Amazon Es allows you to centralize and analyze events from across your entire organization in real time. You can index and analyze your data as soon as it’s received from multiple sources instantly and find and prevent threats faster. And finally, for Clickstream analytics, the example they give is Hearst Corporation. They built a Clickstream analytics platform using Amazon Elasticsearch service, amazon Kinesis Streams and Amazon Kinesis Firehose. We’ll talk about how those all fit together shortly to transmit and process 30 terabytes of data a day from 300 plus Hearst websites worldwide. That’s a lot of information. And with this platform, Hearst is able to make the entire data stream from website clicks to aggregated data available to editors within minutes. So massive scale, near real time and is cheap. Awesome stuff, right? Let’s talk about Elastic search’s main concepts here.

So there’s basically three different types of entities you need to think about in the context of Elasticsearch. One is a document. So basically Elasticsearch is a document storage and retrieval engine. Documents are the things you’re looking for and it’s not just limited to text, you can put structured JSON data in there as well. Now every document is going to have some unique document ID that you can search for it by and currently, but not for much longer. Also a type associated with it as well. Types are what would define the schema and mapping shared by documents that represent the same sort of a thing, like a log entry type or an encyclopedia article type. Basically it defines the schema you expect to see associated with that type of document. However, types are going away and we’re moving to just one type per index right now. And in later Elasticsearch releases, types are going to be eliminated entirely. So today we talk more about indices than types. An index would power search into all documents within a collection of types. An index also contains an inverted index that lets you search across everything within that index all at once.

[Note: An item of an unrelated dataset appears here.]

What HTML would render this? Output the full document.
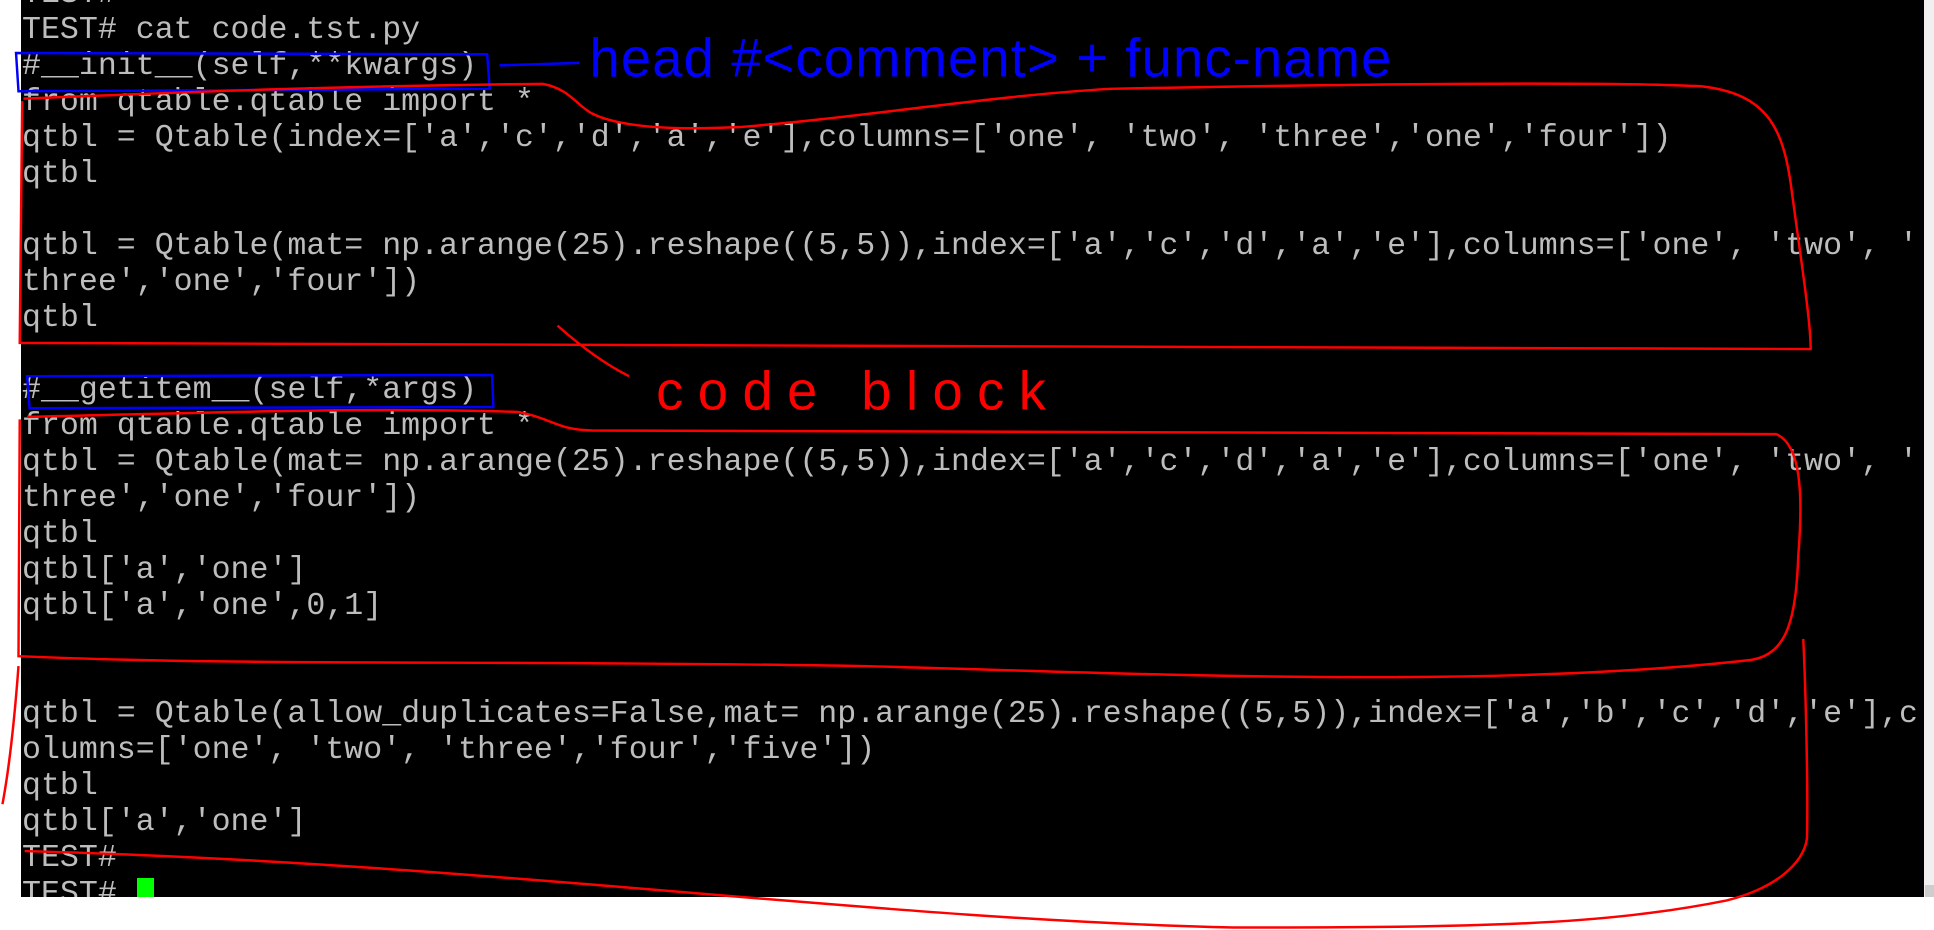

So currently in Elasticsearch Six, we have one type per index. So the structure that’s expected is that for any given type of document, you’re going to have a specific separate index for that type. And ultimately the entire concept of types is going away and you can just put whatever data you want into your JSON data. So, again, types are going to be a thing of the past soon. We really want to think about documents and indices, but if you see something on the exam about Elasticsearch, six types might still be a thing. How does it all work? Well, an index, which, again, is a collection of documents that are related to some thing, is split into shards. So this is pretty much straightforward horizontal scaling stuff, right? Basically, every document is hashed to a particular shard.

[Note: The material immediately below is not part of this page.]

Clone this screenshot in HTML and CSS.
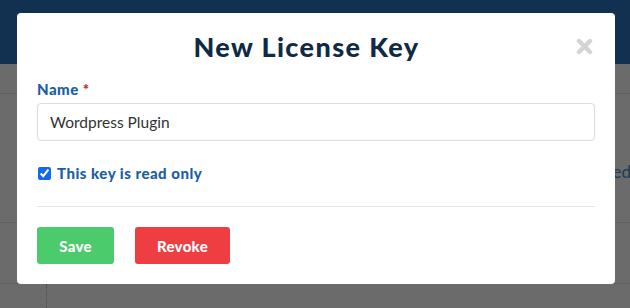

Every shard might live in a different node within a cluster. And what’s interesting is that every shard in Elasticsearch is actually a self contained Lucien index of its own. So every shard is actually its own little mini search engine. It’s kind of cool, redundancy works in much the way you would expect. So in this example, we have two primary shards and two replica shards for each primary. And the way it works is that write requests would be routed to your primary shard and then replicated to however many replicas you specify. Read requests, however, can come from either the primary or the replica shards. So it’s up to your application to actually round robin that and try to distribute the load of those read requests so that you’re not putting all that read load on just the primary shard. You can make use of those replica nodes for expanding your read throughput as well.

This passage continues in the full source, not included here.